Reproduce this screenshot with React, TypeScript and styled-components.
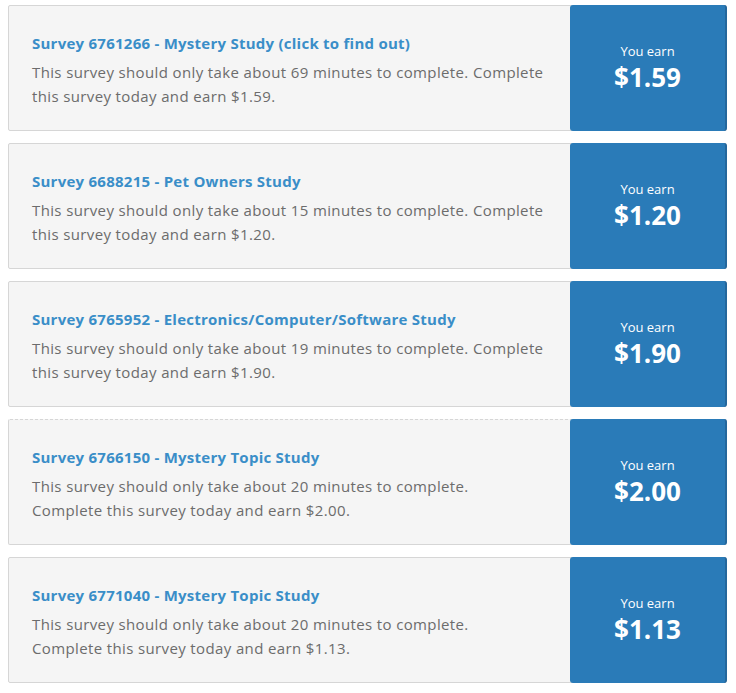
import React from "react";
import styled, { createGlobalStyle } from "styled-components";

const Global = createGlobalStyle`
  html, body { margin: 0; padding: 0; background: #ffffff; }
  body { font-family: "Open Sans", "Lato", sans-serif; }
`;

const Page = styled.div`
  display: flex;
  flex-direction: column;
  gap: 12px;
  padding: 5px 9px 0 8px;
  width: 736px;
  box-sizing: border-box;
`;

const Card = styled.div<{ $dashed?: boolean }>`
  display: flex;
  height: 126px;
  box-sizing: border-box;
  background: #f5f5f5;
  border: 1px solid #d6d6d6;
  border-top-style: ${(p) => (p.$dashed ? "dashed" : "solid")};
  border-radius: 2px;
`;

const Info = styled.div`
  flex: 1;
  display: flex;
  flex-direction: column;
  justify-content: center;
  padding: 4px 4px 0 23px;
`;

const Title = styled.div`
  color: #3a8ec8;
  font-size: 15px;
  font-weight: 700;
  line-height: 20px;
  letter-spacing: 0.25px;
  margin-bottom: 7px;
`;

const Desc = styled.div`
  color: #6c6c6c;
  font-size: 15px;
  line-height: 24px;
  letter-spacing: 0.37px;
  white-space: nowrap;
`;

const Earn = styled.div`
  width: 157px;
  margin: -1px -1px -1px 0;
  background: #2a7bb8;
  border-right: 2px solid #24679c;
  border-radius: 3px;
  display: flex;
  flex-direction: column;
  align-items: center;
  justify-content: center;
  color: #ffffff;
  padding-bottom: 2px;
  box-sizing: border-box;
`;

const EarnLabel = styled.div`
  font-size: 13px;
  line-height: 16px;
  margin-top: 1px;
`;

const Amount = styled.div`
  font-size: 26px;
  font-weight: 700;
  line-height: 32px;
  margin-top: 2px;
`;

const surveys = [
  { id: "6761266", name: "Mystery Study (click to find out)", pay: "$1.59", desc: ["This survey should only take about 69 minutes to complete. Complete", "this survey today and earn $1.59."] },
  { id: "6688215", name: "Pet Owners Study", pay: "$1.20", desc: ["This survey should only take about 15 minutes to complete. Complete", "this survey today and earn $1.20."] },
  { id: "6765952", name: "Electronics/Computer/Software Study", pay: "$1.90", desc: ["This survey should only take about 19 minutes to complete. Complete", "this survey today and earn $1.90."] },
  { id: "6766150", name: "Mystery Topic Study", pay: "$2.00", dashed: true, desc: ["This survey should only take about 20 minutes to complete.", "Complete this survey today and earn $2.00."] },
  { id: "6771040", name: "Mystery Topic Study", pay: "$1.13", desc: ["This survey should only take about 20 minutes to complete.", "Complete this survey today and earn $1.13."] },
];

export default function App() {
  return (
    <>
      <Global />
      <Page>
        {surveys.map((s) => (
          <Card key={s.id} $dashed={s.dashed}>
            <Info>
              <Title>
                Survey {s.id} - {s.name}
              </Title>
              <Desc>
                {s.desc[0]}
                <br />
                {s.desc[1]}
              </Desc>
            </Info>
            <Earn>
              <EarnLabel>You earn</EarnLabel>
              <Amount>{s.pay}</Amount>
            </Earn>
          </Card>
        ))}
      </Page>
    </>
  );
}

____________

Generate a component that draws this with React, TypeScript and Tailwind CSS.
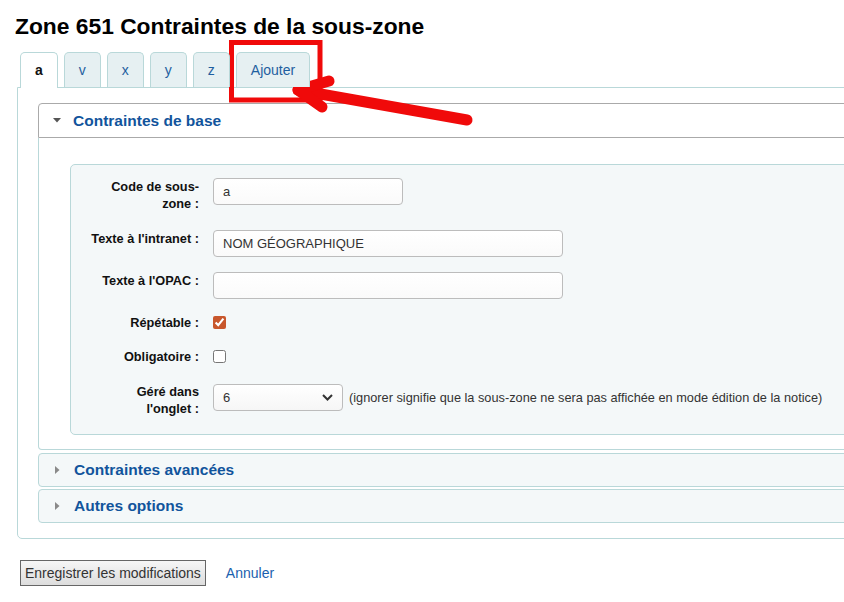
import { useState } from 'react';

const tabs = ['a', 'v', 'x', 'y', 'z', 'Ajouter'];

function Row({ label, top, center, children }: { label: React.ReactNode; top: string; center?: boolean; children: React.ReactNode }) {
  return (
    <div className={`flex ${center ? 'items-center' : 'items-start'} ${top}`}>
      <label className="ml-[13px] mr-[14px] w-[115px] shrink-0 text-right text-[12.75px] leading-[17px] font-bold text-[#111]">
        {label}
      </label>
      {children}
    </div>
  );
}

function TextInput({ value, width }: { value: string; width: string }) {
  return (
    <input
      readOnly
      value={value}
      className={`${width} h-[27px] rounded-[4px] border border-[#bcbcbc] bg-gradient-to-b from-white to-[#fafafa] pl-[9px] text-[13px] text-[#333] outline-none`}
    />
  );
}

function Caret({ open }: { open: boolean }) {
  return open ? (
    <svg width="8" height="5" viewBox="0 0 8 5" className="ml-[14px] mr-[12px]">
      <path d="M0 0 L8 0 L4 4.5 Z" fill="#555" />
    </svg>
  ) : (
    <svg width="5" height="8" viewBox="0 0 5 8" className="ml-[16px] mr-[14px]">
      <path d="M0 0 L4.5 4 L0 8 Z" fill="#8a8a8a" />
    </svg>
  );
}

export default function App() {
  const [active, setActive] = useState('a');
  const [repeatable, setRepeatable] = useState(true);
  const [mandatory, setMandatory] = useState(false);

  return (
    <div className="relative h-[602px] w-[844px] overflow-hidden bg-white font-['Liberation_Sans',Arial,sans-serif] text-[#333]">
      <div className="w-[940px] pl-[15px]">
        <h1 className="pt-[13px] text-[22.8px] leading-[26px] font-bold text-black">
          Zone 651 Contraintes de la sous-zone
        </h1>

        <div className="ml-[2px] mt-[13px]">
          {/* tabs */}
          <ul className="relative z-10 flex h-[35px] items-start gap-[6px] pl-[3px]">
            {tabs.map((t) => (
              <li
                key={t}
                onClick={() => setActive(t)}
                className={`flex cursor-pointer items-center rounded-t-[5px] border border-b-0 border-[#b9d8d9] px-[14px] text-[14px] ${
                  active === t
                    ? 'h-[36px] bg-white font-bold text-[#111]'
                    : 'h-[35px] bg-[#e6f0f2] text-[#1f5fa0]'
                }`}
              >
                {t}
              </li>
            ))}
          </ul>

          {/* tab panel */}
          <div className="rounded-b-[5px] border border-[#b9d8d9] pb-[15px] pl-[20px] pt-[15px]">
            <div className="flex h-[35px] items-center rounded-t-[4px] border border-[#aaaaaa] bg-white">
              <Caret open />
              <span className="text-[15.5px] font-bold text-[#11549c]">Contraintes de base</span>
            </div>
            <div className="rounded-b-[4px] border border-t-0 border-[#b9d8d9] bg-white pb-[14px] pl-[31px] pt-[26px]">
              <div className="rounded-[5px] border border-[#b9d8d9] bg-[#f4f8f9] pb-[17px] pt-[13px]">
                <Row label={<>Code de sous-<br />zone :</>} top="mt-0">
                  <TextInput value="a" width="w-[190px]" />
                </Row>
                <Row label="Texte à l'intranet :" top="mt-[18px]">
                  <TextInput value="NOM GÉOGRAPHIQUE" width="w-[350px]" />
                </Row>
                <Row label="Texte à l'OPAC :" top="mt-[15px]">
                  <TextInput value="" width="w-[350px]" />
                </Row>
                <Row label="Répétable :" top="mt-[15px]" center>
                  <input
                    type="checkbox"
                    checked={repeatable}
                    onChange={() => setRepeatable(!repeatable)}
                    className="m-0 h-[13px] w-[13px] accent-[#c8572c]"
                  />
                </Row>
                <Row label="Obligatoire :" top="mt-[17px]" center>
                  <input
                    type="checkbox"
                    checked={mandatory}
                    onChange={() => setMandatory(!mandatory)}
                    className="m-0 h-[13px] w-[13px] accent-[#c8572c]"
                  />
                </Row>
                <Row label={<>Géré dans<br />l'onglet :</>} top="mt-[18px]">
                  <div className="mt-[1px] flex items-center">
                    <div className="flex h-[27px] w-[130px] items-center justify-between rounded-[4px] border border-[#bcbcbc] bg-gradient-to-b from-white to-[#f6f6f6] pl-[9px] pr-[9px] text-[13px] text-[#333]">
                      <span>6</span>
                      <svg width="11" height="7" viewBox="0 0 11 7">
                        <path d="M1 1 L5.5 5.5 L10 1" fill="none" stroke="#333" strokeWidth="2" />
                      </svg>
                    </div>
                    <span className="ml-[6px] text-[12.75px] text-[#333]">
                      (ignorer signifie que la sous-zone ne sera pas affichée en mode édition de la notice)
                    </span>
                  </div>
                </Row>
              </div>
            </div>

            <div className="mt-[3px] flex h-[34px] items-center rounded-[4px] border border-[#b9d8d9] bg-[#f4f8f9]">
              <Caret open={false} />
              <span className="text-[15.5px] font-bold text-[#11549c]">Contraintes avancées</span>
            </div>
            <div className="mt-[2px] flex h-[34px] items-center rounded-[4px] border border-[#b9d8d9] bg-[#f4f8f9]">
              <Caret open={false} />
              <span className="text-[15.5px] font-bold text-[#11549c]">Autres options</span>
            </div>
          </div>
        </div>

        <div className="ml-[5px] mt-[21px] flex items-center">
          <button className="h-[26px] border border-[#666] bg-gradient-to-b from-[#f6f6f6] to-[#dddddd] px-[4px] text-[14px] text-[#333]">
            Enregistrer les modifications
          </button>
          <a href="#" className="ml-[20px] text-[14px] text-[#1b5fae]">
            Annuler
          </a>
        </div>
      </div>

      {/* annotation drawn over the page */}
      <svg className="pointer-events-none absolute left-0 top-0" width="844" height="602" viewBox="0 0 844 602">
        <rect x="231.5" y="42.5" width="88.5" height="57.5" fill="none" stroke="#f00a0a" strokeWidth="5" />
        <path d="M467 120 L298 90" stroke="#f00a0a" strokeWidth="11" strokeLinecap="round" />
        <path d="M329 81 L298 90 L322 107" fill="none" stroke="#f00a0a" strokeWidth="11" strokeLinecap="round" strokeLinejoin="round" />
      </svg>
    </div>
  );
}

____________

Short task: Every line that holds the string "components" should be returned.

Task answer:
Reproduce this screenshot with React, TypeScript and styled-components.
import styled, { createGlobalStyle } from "styled-components";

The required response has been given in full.